Текст: Людмила Ворончихина Фото предоставлено пресс-службой фестиваля
Портрет актера в роли
Со сцены звучит хрипловатый, приглушенный голос уставшего человека. Свидригайлов в исполнении Александра Яцко, кажется, больше язвителен и циничен, чем сластолюбив и развратен. В нем нет того животного начала, что нередко отличает исполнителей этой роли. Суховатая, ироничная манера игры Яцко и, одновременно, та свобода, с которой актер существует на сцене, позволяют создать не совсем привычный образ.
Сдержанный, порою даже хочется сказать — интеллигентный, его герой произносит свои слова спокойно и с едва заметной усмешкой, сопровождая их плавными движениями, отчего кажется, что Свидригайлов будто бы напрочь лишен земного притяжения. Его выдает тяжелый пристальный взгляд. Актер играет второй план роли: в спектакле драматически звучит тема обреченности Свидригайлова. За внешним бесстрастием его героя кроется гнетущая внутренняя пустота и безнадежность. Кажется, герою Яцко уже при жизни довелось побывать в уготованной вечностью тесной закоптелой баньке с пауками по углам. Здесь он, а не Порфирий — конченый человек. И, тем не менее, он улыбается.
В спектакле Юрия Еремина Свидригайлову дана возможность проявить себя в трех встречах — с Соней, Раскольниковым и Дуней. Одетый просто и со вкусом — в светлый пиджак и серые брюки, он появляется перед нами впервые и своей шутливо-независимой манерой держаться сразу же вызывает симпатию. Яцко, вообще — артист большого сценического обаяния. Чуть нараспев, по-кошачьи протягивая слова, произносит: «А я вас знаю, вы — Соня Мармеладова. Я снял комнату рядом с вами. Мы теперь соседи. Видел, вы приводите к себе мужчин <…> Что? Сколько денег вы берете с клиента? Совершенно разумный вопрос, который мужчина задает непотребной девке». Доброжелательная интонация первых фраз внезапно меняется — последние слова герой Яцко произносит жестко, чеканя каждый слог. От этого человека с его естественно-научным интересом к людям веет опасностью.

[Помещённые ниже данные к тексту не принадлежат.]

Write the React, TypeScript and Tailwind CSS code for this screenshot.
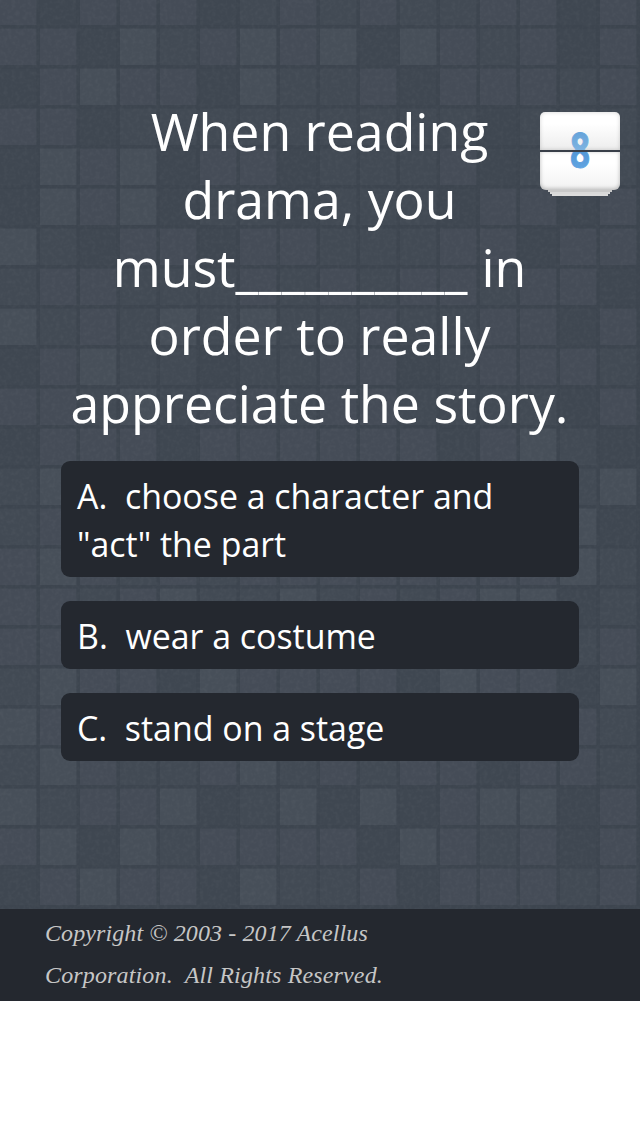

Придя к Раскольникову, Свидригайлов-Яцко затевает утонченную интеллектуально- психологическую игру. В его насмешливости, легкости обращения, тем не менее, сквозит что-то хищное. «Мы с вами совершенно одинаково смотрим на одни и те же вещи. Мы птицы высокого полета», — убеждает он Раскольникова, вслед за тем как бы ненавязчиво приводя героя в положение, которое зеркально отражает его собственную позу. Кажется, он знает, что для Раскольникова, который ощущает всю смятенность и болезненную лихорадочность своих ответов, очевиднее будет правота его собеседника, умеющего быть и рассудительным, и здравомыслящим.
Сцена с Дуней полна глубокого драматизма. В начале герой Яцко тоже «играет» с ней, со спокойной улыбкой ставя в ситуацию вынужденного выбора. Но «я вас люблю безумно, отчаянно», — произносит уже совсем другой человек. Искренне, страстно, преодолевая то, что все это время подавлялось усилием воли. Яцко играет эту сцену без романтического пафоса или надрыва, по возможности сохраняя сдержанную интонацию своего героя. Обычное хладнокровие изменяет ему, только когда он судорожно просит Дуню уйти: чуть ли не в первый раз за спектакль актер повышает голос. Горечь и отчаяние, которые в этот момент слышатся в голосе Свидригайлова, с жизнью не совместимы: эту степень безнадежности уже не преодолеть привычным ироническим отстранением.